On Sundays routes 12 and 12A run every 30 minutes each, giving a combined 4 buses per hour throughout. Route 12X does not operate on Sundays or on weekday evenings, and route 12 runs through to and from Eastbourne during these times.

== Coaster 13 / 13X ==
Route 13X runs mostly on public holidays or during the summer, and is a primarily tourist-oriented service. It also links Brighton with Eastbourne, and its course is mostly identical to that of route 12X (including its limited-stop nature between Brighton and Seaford), except near its eastern end where it additionally serves the popular cliffside destinations of Birling Gap and Beachy Head. In 2018, the route had an annual ridership of under 300,000.

The 13X runs most frequently on Sundays between April and October, with buses every 30 minutes each way. Less frequent services also operate on Sundays for the rest of the year, as well as on weekdays and Saturdays during the summer peak.

Route 13 operates one day per year, on Boxing Day.
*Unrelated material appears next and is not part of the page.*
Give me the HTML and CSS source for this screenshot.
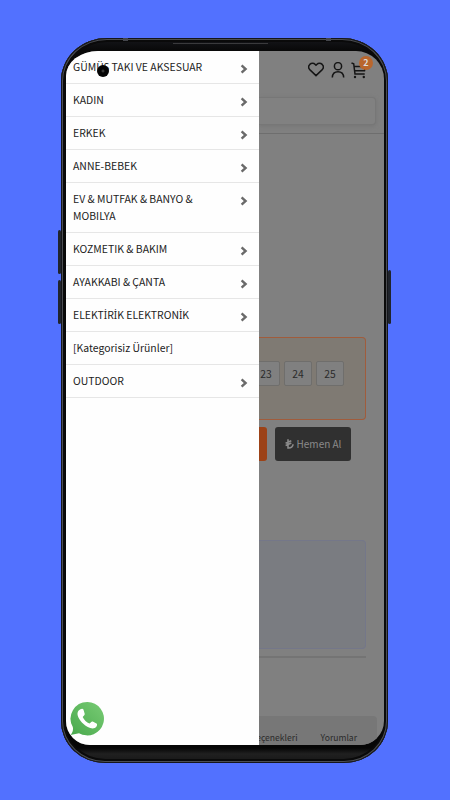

Like the 13X, it serves Birling Gap and Beachy Head, but it calls at all stops west of Seaford like route 12.

== Coaster 14 / 14A / 14B / 14C / N14 ==
Route 14, along with its variants 14A, 14B, 14C and N14, is another main service within the Coaster family. In 2018, these routes had a combined annual ridership of over 1 million. Similar to route 12, these routes connect the coastal settlements of Brighton, Rottingdean, Saltdean, Telscombe Cliffs, Peacehaven and Newhaven.

Route 14 and its variants mostly follow the course of the A259 road (with 14B and 14C running inland through Kemptown) along between Brighton and Peacehaven, with the distinguishing feature for the 14 series being a loop round the town of Peacehaven (with the exception of 14A), where routes 12 and 13 go straight through. . Most services only run between Brighton and Peacehaven, with only a limited services extending to Peacehaven.

===Frequencies===
On Monday to Saturday daytime, route 14 and 14C runs 4 services per hour, 3 of them being route 14 and the other being route 14C, reducing to every 35 minutes in the evening, with a few buses running as route 14A from Brighton straight into Peacehaven, then a one-way loop back through the town as route 14.

On Sunday daytime routes 14 and 14B run every hour each, giving a combined headway of every half an hour, while the evening service is about every 65 minutes.

== Coaster 11X ==
Route 11X operates only on summer Sundays, with three journeys per day in each direction between Brighton and Eastbourne. Unlike the 12s and the 13X, it runs further inland between Newhaven and Eastbourne: it follows the A26 and A27 roads, serving several local attractions such as Middle Farm, Charleston Farmhouse and Drusillas Zoo Park, as well as the town of Polegate. It runs limited-stop between Brighton and Newhaven and between Polegate and Eastbourne.

== Coaster Local 27 / 27B / 27C ==

Route 27, together with its variants 27B and 27C, is branded Coaster Local. It runs entirely within the boundary of Brighton and Hove, linking the suburbs of Westdene and Saltdean via Withdean (including Withdean Sports Complex), Prestonville, Seven Dials, the city centre, Kemp Town and Rottingdean. The route runs along the coast between the city centre and Saltdean, sharing this section with the Coaster services. In 2018, the route had an annual ridership of over 1.8 million.

Buses on this route run every 15 minutes on weekdays and Saturdays, and every 20 minutes on Sundays.